* **Instructions for the task**: Your task is to repeat the lines below exactly, excluding any pictures they contain.

- - - - -

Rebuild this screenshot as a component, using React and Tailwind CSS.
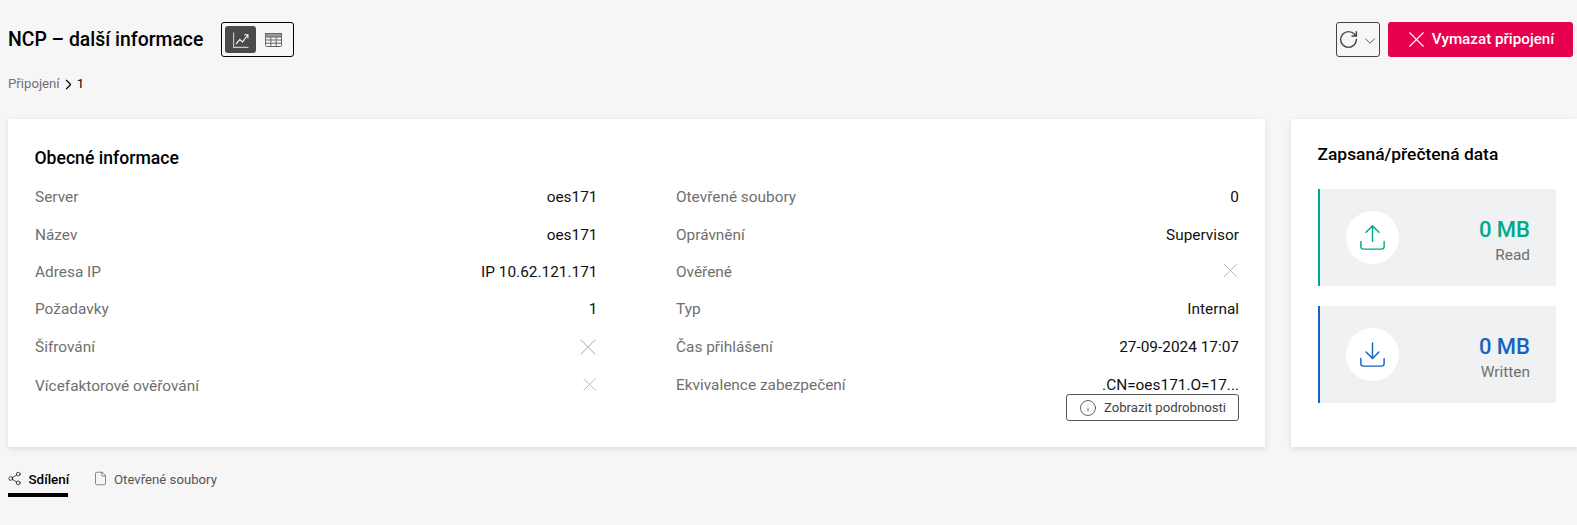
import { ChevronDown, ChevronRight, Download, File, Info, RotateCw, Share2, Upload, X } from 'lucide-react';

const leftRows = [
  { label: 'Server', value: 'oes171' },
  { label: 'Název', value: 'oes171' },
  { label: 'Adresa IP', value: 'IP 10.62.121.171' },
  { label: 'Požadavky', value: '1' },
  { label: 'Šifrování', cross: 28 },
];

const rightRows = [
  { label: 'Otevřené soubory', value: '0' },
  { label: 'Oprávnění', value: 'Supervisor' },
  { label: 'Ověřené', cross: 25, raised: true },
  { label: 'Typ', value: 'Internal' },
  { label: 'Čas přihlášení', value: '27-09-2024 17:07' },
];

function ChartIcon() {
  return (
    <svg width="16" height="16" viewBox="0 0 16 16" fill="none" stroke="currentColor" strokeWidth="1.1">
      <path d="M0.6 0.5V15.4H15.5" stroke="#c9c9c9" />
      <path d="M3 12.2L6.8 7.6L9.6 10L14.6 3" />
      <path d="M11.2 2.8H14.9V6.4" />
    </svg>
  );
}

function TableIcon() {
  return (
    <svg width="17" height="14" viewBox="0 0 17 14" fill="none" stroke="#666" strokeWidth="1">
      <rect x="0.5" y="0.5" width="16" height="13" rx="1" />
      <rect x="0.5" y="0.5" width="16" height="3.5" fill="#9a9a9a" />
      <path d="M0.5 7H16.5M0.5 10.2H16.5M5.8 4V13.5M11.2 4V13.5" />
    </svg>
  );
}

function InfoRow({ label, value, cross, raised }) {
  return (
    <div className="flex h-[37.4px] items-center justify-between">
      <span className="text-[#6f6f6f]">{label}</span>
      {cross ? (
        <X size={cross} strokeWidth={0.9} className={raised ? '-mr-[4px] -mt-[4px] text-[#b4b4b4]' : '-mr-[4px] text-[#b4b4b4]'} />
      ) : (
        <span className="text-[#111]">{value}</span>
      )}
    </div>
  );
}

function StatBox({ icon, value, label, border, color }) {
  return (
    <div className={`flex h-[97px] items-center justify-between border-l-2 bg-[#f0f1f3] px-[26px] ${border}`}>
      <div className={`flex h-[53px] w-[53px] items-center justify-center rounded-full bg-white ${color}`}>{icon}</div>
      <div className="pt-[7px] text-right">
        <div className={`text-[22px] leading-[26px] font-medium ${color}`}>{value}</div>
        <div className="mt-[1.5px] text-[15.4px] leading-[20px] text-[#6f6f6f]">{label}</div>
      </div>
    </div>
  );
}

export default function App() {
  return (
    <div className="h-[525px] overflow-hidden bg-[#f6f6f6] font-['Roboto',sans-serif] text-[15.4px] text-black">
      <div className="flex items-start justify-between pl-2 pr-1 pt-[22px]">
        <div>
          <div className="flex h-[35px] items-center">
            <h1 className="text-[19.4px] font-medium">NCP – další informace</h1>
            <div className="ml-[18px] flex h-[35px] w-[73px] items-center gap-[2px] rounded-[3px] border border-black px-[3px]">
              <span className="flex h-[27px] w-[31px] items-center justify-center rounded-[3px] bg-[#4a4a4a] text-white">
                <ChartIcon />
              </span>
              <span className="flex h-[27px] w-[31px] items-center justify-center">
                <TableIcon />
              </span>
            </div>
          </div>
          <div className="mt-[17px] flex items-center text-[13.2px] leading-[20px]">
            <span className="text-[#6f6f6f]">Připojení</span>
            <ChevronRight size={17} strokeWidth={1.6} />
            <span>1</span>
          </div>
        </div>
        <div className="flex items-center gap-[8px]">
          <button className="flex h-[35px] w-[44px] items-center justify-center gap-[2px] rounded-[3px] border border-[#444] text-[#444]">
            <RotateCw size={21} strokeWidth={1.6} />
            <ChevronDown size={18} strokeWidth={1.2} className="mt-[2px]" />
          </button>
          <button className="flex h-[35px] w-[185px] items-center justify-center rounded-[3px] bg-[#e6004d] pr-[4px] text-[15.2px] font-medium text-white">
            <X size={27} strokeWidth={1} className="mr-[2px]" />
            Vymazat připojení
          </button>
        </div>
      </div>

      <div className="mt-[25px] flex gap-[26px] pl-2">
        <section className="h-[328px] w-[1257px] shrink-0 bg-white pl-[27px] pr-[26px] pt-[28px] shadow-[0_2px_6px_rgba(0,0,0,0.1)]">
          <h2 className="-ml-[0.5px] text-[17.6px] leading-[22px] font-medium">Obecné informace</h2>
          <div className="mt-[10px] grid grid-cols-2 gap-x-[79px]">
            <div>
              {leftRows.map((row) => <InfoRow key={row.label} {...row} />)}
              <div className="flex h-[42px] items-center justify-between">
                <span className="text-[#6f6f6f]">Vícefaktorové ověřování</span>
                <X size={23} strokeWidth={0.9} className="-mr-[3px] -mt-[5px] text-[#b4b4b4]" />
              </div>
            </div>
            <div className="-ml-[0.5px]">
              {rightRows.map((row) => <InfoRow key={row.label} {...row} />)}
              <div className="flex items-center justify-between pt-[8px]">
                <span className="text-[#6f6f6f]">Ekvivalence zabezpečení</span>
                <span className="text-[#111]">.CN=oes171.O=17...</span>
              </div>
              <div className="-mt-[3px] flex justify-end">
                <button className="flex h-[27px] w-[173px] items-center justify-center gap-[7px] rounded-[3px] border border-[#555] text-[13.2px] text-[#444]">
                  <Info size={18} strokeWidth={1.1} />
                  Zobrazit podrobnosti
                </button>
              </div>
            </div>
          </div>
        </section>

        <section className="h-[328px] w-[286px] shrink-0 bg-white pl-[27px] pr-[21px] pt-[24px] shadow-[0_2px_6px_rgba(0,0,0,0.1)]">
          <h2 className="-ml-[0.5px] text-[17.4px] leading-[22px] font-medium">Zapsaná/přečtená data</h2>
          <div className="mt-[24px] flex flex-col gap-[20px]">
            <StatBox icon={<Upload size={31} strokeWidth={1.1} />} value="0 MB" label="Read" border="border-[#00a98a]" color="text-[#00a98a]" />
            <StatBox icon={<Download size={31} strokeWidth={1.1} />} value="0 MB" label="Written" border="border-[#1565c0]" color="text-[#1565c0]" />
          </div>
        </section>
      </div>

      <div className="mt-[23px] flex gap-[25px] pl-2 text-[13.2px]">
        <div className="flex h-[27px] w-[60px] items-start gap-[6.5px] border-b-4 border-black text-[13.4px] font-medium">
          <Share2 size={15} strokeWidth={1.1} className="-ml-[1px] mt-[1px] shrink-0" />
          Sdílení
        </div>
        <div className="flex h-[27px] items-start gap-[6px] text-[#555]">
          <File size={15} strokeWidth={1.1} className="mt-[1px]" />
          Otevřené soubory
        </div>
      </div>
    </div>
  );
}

- - - - -

* **Reply to the task**:
Rebuild this screenshot as a component, using React and Tailwind CSS.
import { ChevronDown, ChevronRight, Download, File, Info, RotateCw, Share2, Upload, X } from 'lucide-react';

const leftRows = [
  { label: 'Server', value: 'oes171' },
  { label: 'Název', value: 'oes171' },
  { label: 'Adresa IP', value: 'IP 10.62.121.171' },
  { label: 'Požadavky', value: '1' },
  { label: 'Šifrování', cross: 28 },
];

const rightRows = [
  { label: 'Otevřené soubory', value: '0' },
  { label: 'Oprávnění', value: 'Supervisor' },
  { label: 'Ověřené', cross: 25, raised: true },
  { label: 'Typ', value: 'Internal' },
  { label: 'Čas přihlášení', value: '27-09-2024 17:07' },
];

function ChartIcon() {
  return (
    <svg width="16" height="16" viewBox="0 0 16 16" fill="none" stroke="currentColor" strokeWidth="1.1">
      <path d="M0.6 0.5V15.4H15.5" stroke="#c9c9c9" />
      <path d="M3 12.2L6.8 7.6L9.6 10L14.6 3" />
      <path d="M11.2 2.8H14.9V6.4" />
    </svg>
  );
}

function TableIcon() {
  return (
    <svg width="17" height="14" viewBox="0 0 17 14" fill="none" stroke="#666" strokeWidth="1">
      <rect x="0.5" y="0.5" width="16" height="13" rx="1" />
      <rect x="0.5" y="0.5" width="16" height="3.5" fill="#9a9a9a" />
      <path d="M0.5 7H16.5M0.5 10.2H16.5M5.8 4V13.5M11.2 4V13.5" />
    </svg>
  );
}

function InfoRow({ label, value, cross, raised }) {
  return (
    <div className="flex h-[37.4px] items-center justify-between">
      <span className="text-[#6f6f6f]">{label}</span>
      {cross ? (
        <X size={cross} strokeWidth={0.9} className={raised ? '-mr-[4px] -mt-[4px] text-[#b4b4b4]' : '-mr-[4px] text-[#b4b4b4]'} />
      ) : (
        <span className="text-[#111]">{value}</span>
      )}
    </div>
  );
}

function StatBox({ icon, value, label, border, color }) {
  return (
    <div className={`flex h-[97px] items-center justify-between border-l-2 bg-[#f0f1f3] px-[26px] ${border}`}>
      <div className={`flex h-[53px] w-[53px] items-center justify-center rounded-full bg-white ${color}`}>{icon}</div>
      <div className="pt-[7px] text-right">
        <div className={`text-[22px] leading-[26px] font-medium ${color}`}>{value}</div>
        <div className="mt-[1.5px] text-[15.4px] leading-[20px] text-[#6f6f6f]">{label}</div>
      </div>
    </div>
  );
}

export default function App() {
  return (
    <div className="h-[525px] overflow-hidden bg-[#f6f6f6] font-['Roboto',sans-serif] text-[15.4px] text-black">
      <div className="flex items-start justify-between pl-2 pr-1 pt-[22px]">
        <div>
          <div className="flex h-[35px] items-center">
            <h1 className="text-[19.4px] font-medium">NCP – další informace</h1>
            <div className="ml-[18px] flex h-[35px] w-[73px] items-center gap-[2px] rounded-[3px] border border-black px-[3px]">
              <span className="flex h-[27px] w-[31px] items-center justify-center rounded-[3px] bg-[#4a4a4a] text-white">
                <ChartIcon />
              </span>
              <span className="flex h-[27px] w-[31px] items-center justify-center">
                <TableIcon />
              </span>
            </div>
          </div>
          <div className="mt-[17px] flex items-center text-[13.2px] leading-[20px]">
            <span className="text-[#6f6f6f]">Připojení</span>
            <ChevronRight size={17} strokeWidth={1.6} />
            <span>1</span>
          </div>
        </div>
        <div className="flex items-center gap-[8px]">
          <button className="flex h-[35px] w-[44px] items-center justify-center gap-[2px] rounded-[3px] border border-[#444] text-[#444]">
            <RotateCw size={21} strokeWidth={1.6} />
            <ChevronDown size={18} strokeWidth={1.2} className="mt-[2px]" />
          </button>
          <button className="flex h-[35px] w-[185px] items-center justify-center rounded-[3px] bg-[#e6004d] pr-[4px] text-[15.2px] font-medium text-white">
            <X size={27} strokeWidth={1} className="mr-[2px]" />
            Vymazat připojení
          </button>
        </div>
      </div>

      <div className="mt-[25px] flex gap-[26px] pl-2">
        <section className="h-[328px] w-[1257px] shrink-0 bg-white pl-[27px] pr-[26px] pt-[28px] shadow-[0_2px_6px_rgba(0,0,0,0.1)]">
          <h2 className="-ml-[0.5px] text-[17.6px] leading-[22px] font-medium">Obecné informace</h2>
          <div className="mt-[10px] grid grid-cols-2 gap-x-[79px]">
            <div>
              {leftRows.map((row) => <InfoRow key={row.label} {...row} />)}
              <div className="flex h-[42px] items-center justify-between">
                <span className="text-[#6f6f6f]">Vícefaktorové ověřování</span>
                <X size={23} strokeWidth={0.9} className="-mr-[3px] -mt-[5px] text-[#b4b4b4]" />
              </div>
            </div>
            <div className="-ml-[0.5px]">
              {rightRows.map((row) => <InfoRow key={row.label} {...row} />)}
              <div className="flex items-center justify-between pt-[8px]">
                <span className="text-[#6f6f6f]">Ekvivalence zabezpečení</span>
                <span className="text-[#111]">.CN=oes171.O=17...</span>
              </div>
              <div className="-mt-[3px] flex justify-end">
                <button className="flex h-[27px] w-[173px] items-center justify-center gap-[7px] rounded-[3px] border border-[#555] text-[13.2px] text-[#444]">
                  <Info size={18} strokeWidth={1.1} />
                  Zobrazit podrobnosti
                </button>
              </div>
            </div>
          </div>
        </section>

        <section className="h-[328px] w-[286px] shrink-0 bg-white pl-[27px] pr-[21px] pt-[24px] shadow-[0_2px_6px_rgba(0,0,0,0.1)]">
          <h2 className="-ml-[0.5px] text-[17.4px] leading-[22px] font-medium">Zapsaná/přečtená data</h2>
          <div className="mt-[24px] flex flex-col gap-[20px]">
            <StatBox icon={<Upload size={31} strokeWidth={1.1} />} value="0 MB" label="Read" border="border-[#00a98a]" color="text-[#00a98a]" />
            <StatBox icon={<Download size={31} strokeWidth={1.1} />} value="0 MB" label="Written" border="border-[#1565c0]" color="text-[#1565c0]" />
          </div>
        </section>
      </div>

      <div className="mt-[23px] flex gap-[25px] pl-2 text-[13.2px]">
        <div className="flex h-[27px] w-[60px] items-start gap-[6.5px] border-b-4 border-black text-[13.4px] font-medium">
          <Share2 size={15} strokeWidth={1.1} className="-ml-[1px] mt-[1px] shrink-0" />
          Sdílení
        </div>
        <div className="flex h-[27px] items-start gap-[6px] text-[#555]">
          <File size={15} strokeWidth={1.1} className="mt-[1px]" />
          Otevřené soubory
        </div>
      </div>
    </div>
  );
}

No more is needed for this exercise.